You know how when you get really into something and you feel that it can solve every problem that exists? In other words, I have found a hammer and everything looks like a nail.

I was getting more intently into meditation and discovered that my inflexibility was limiting my practice so I bought a video by Kit Laughlin on how to stretch for meditation. The meditation fell by the wayside but I got more into stretching, following along with various videos by Kit. Then for a forgotten reason I watched an interview with Kit and only intending to watch a few minutes ended up watching over an hour of it. Which brings me to the hammer.

Kit mentioned fairly early on about how soft his muscles were despite being strong and this was due to his stretching as well as his relaxation meditations. He talked about his work aiming to bring his students to a more cat-like state. Very relaxed most of the time until the exact moment you need the strength then back to being totally relaxed. This sucked me right in as it corresponds with a lot of what I understand about the Feldenkrais method. To me, having an unneeded tension is stupid. It does nothing to help. It’s similar to how when my colleague was complaining about a set of stairs day after day when we would always have to climb those stairs for the job anyway. The complaining doesn’t make it easier but in fact makes it harder. Likewise unneeded tension is a waste of energy and chronic tension often results in RSI* and a corresponding psychological tension. A good example of useless tension is when people frown and stop breathing when concentrating. Absolutely useless unless the task is to frown and to stop breathing.

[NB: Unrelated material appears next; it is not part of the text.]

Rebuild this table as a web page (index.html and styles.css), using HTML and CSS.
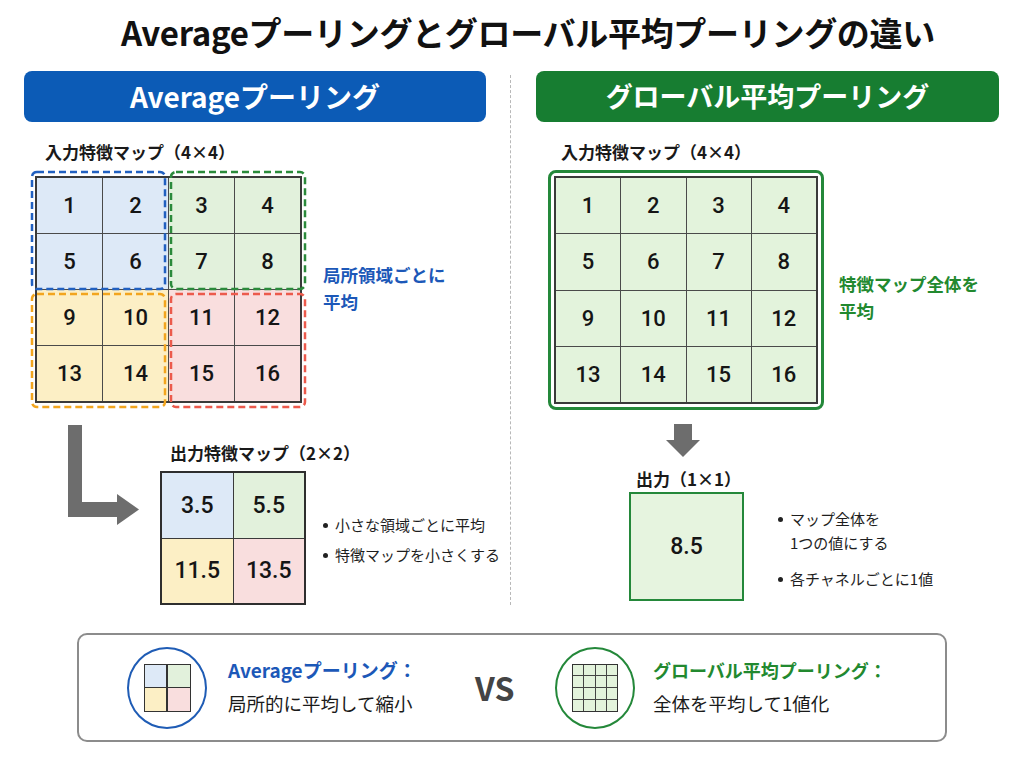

I’ve been doing Kit’s lying meditations daily for a couple of weeks now and they are just great. In one of them Kit asks to savour the delicious flavour of the sighs at the beginning of the meditation and often at the end of the meditation the flavour of the state of deep relaxation is delcious. The feeling of a relaxed and liberated breath in a sea of fluffy clouds is wonderous.

The meditations have been beneficial in the rest of my life too. I notice I have developed a habitual shoulder rising when walking outside, no doubt to look bigger/imposing/masculine/handsome. I notice this quite quickly now and I am able to relax my shoulders into a chilled, neutral walk. This is who I am and I walk like this, no need to cover it with armour.

I still get angry and frustrated from time to time at work but the instruction to “breathe and relax” and occasionally using sighs like the beginning of the meditations helps mitigate the anger and physiological response.

I’ve also been using the principles of the relaxation techniques along with Feldenkrais principles in my physical job. When carrying a load of stuff I notice if there are any unnecessary tensions and ask myself “is it possible to relax a bit in this situation?” These help to reduce the effort I use and are attempts to achieve equanimity in a difficult situation. One of the major things I learned from a Feldenkrais singing book is “realising intent without effort,” and the questions above are an invitation to not try so hard. I certainly need a great deal of strength in my job but each repetition is an opportunity to reduce the amount of effort I need in order to become more and more efficient so as to reduce injury and make the work easier to do. Breathing freely is a major part of this and if you can breath freely whilst doing something difficult that’s already half the job.

All this stuff of course applies to my improvised theatre classes. A lot of what we do to warm up (body scan, letting the floor support you, breathing into tension) is designed to reduce physical tension and enable us to deal with anxiety/nervousness/self-consciousness more skillfully when it appears.

I haven’t quite been able to apply it as effectively to my singing practice mostly because I’m not learned enough to distinguish the needed tensions versus the unneeded ones. Some of the tensions are obvious like the frowning and shoulder raising, but I believe my senstivity isn’t quite there in terms of in and around the throat area.

I wonder what other areas I can apply this too…

*Repetitive Strain Injury. Unfortunately prevalent amongst musicians. I have had it in the past from playing the piano and later from smartphone use.